Basel output floors, VM rules and taper talk

The week on Risk.net, January 13-19, 2018

7 days montage 190118

The week on Risk.net, January 13-19, 2018

VM rules sound death knell for forex swaps in Europe

Market participants claim instrument was a “mythical creature” that never really existed

Revised Basel output floor could hit US banks after all

Fall in operational risk weights could push up capital requirements for market and credit risk

Taper talk drives wild swings in JSCC-LCH basis

Difference between pay-fixed yen swap rates at LCH and JSCC neared 16bp before falling 30% last week

 

COMMENTARY: Taking the floor

The expected impact of new Basel III calibrations is creating tremors around the globe, as output floors impinge on bank capital consumption.

First, US banks cannot assume that because they already comply with the floor on internal capital models – enforced by the US Collins Amendment to the Dodd-Frank Act – the new Basel floor will have no impact on their capital consumption.

A source at a US industry body has warned against being too complacent over what he calls “conventional wisdom”, adding that it may not be “magically true” that the 72.5% Basel output floor doesn’t matter to US banks – because it’s 72.5% of a larger numerator. “We are trying to figure out the maths and understand the impact,” he says.

European regulators suspected US enthusiasm for the Basel output floor – finalised on December 7 – was driven partly by competitive concerns among US firms that already face the Collins floor. The Collins Amendment, introduced in 2013, requires banks to hold enough capital for 100% of market and credit risk-weighted assets (RWAs), as calculated under the standardised approaches. But the floor excludes operational risk and credit valuation adjustments.

Crucial to the eventual impact on US banks is the change in the methodology for calculating operational RWAs, which was also included in the December 7 package. Since op risk is excluded entirely from the Collins floor, the amount of capital banks hold against it naturally offsets the 100% floor. Therefore, the larger the op risk RWAs as a share of the total, the lower the effective floor on credit and market RWAs.

The Basel rules agreed in December could also inflate the RWAs of Japan’s largest banks by as much as 30% and slash capital ratios, with exposure to unrated corporates the main culprit.

Under the new standardised approach, small unrated corporates – with annual consolidated sales of less than €50 million ($61 million) – will attract a risk weight of 85% under the standardised approach, while anything larger that does not have an external credit rating will attract a 100% risk weight. This will feed through to the standardised floor, limiting the benefits Japanese banks can obtain from internal models.

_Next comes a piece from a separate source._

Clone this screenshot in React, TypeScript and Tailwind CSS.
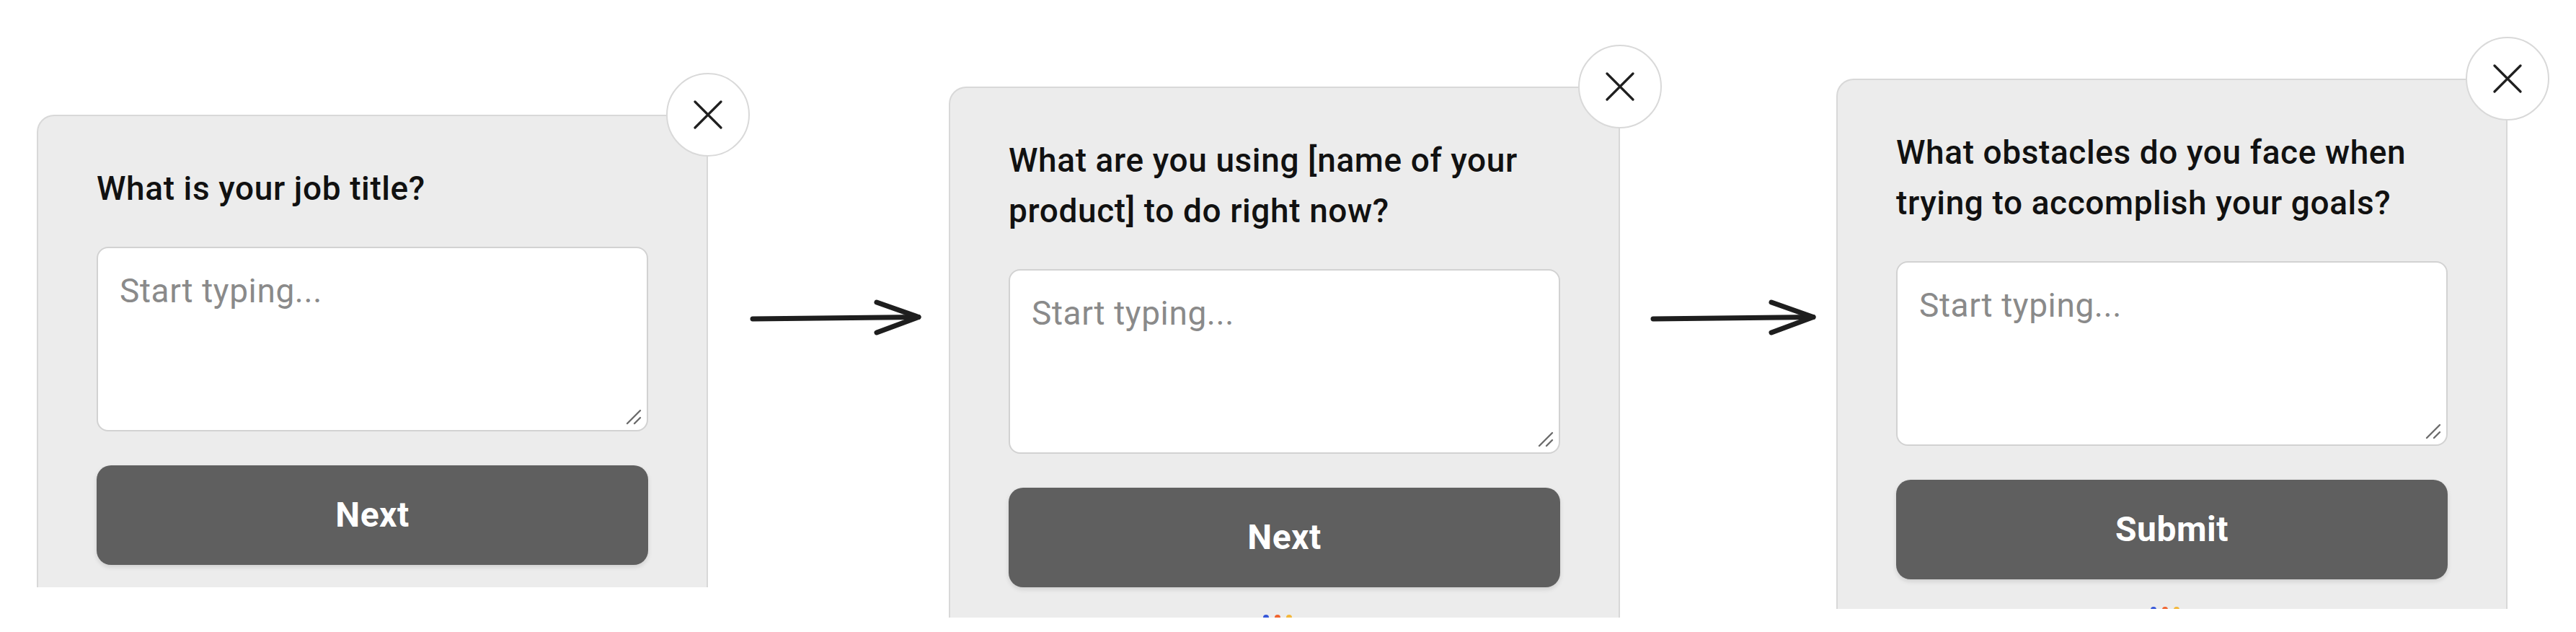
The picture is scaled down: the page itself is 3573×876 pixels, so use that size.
import React from 'react'

const steps = [
  { top: 'mt-[159px]', height: 'h-[655px]', lines: ['What is your job title?'], label: 'Next', dots: false },
  { top: 'mt-[120px]', height: 'h-[736px]', lines: ['What are you using [name of your', 'product] to do right now?'], label: 'Next', dots: true },
  { top: 'mt-[109px]', height: 'h-[735px]', lines: ['What obstacles do you face when', 'trying to accomplish your goals?'], label: 'Submit', dots: true },
]

function CloseIcon() {
  return (
    <svg width="40" height="40" viewBox="0 0 40 40" fill="none">
      <path d="M2 2 L38 38 M38 2 L2 38" stroke="#1f1f1f" strokeWidth="3.2" strokeLinecap="round" />
    </svg>
  )
}

function Grip() {
  return (
    <svg width="24" height="24" viewBox="0 0 24 24" fill="none">
      <path d="M3 21 L21 3 M13 21 L21 13" stroke="#6b6b6b" strokeWidth="2.4" strokeLinecap="round" />
    </svg>
  )
}

function Arrow({ width }: { width: number }) {
  return (
    <svg width={width} height="60" viewBox={`0 0 ${width} 60`} fill="none">
      <path d={`M4 32 L${width - 6} 29.5`} stroke="#1e1e1e" strokeWidth="7" strokeLinecap="round" />
      <path d={`M${width - 64} 9 L${width - 6} 29.5 L${width - 64} 51`} stroke="#1e1e1e" strokeWidth="7" strokeLinecap="round" strokeLinejoin="round" />
    </svg>
  )
}

function Card({ step }: { step: typeof steps[number] }) {
  return (
    <div className={`relative w-[931px] shrink-0 ${step.top}`}>
      <div className={`${step.height} overflow-hidden rounded-t-[24px] border-2 border-b-0 border-[#d8d8d8] bg-[#ececec] px-[81px] pt-[65px]`}>
        <div className="text-[46px] font-medium leading-[70px] tracking-[0.6px] text-[#111111]">
          {step.lines.map(l => (
            <div key={l} className="whitespace-nowrap">{l}</div>
          ))}
        </div>
        <div className="relative mt-[46px]">
          <textarea
            placeholder="Start typing..."
            className="block h-[256px] w-full resize-none rounded-[16px] border-2 border-[#d2d2d2] bg-white px-[30px] py-[29px] text-[46px] leading-[60px] tracking-[0.6px] text-[#222] outline-none placeholder:text-[#8a8a8a]"
          />
          <div className="absolute bottom-[8px] right-[8px]">
            <Grip />
          </div>
        </div>
        <button className="mt-[47px] flex h-[138px] w-full items-center justify-center rounded-[20px] bg-[#5f5f5f] text-[48px] font-bold tracking-[0.5px] text-white shadow-[0_3px_6px_rgba(0,0,0,0.12)]">
          {step.label}
        </button>
        {step.dots && (
          <div className="mt-[38px] flex justify-center gap-[8px] pr-[20px]">
            <span className="h-[8px] w-[8px] rounded-full bg-[#3657d8]" />
            <span className="h-[8px] w-[8px] rounded-full bg-[#f0642f]" />
            <span className="h-[8px] w-[8px] rounded-full bg-[#f3b73a]" />
          </div>
        )}
      </div>
      <div className="absolute -right-[58px] -top-[58px] flex h-[116px] w-[116px] items-center justify-center rounded-full border-2 border-[#d9d9d9] bg-white">
        <CloseIcon />
      </div>
    </div>
  )
}

export default function App() {
  return (
    <div className="h-[876px] w-[3573px] overflow-hidden bg-white font-['Roboto',_'Liberation_Sans',_sans-serif]">
      <div className="flex items-start pl-[51px]">
        <Card step={steps[0]} />
        <div className="w-[334px] shrink-0 pl-[58px] pt-[410px]">
          <Arrow width={240} />
        </div>
        <Card step={steps[1]} />
        <div className="w-[300px] shrink-0 pl-[42px] pt-[410px]">
          <Arrow width={232} />
        </div>
        <Card step={steps[2]} />
      </div>
    </div>
  )
}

The changes will also reduce capital ratios, as banks have to hold more capital against the same assets. European lenders that rely heavily on internal models are set to be hit as well.

Last week, dealers claimed Basel’s final overhaul of credit valuation rules was too conservative. The framework offers two approaches: the easier but more punitive basic approach, and a standardised approach.

Some dealers’ emerging markets subsidiaries may have to use the basic approach – which has remained largely unchanged and is expected to increase capital by multiples – making it expensive to manage their corporate exposures. Banks also say the standardised approach contains overly conservative liquidity horizons and recognition of diversification.

STAT OF THE WEEK

In an unprecedented bout of volatility amid talk of a potential change to Japanese monetary policy, at one point last week the rate for a 20-year pay-fixed swap was nearly 16 basis points higher at LCH than at the Japan Securities Clearing Corporation, before falling 30% the following day.

QUOTE OF THE WEEK

“We came to realise at the end of 2016 that the forex swap is a sort of mythical creature” – senior manager at a UK-based currency management firm. Dealers and buy-side firms have effectively killed off foreign exchange swaps in Europe, thanks to new rules requiring the instruments to be collateralised. Market participants, however, argue forex swaps never really existed in the first place.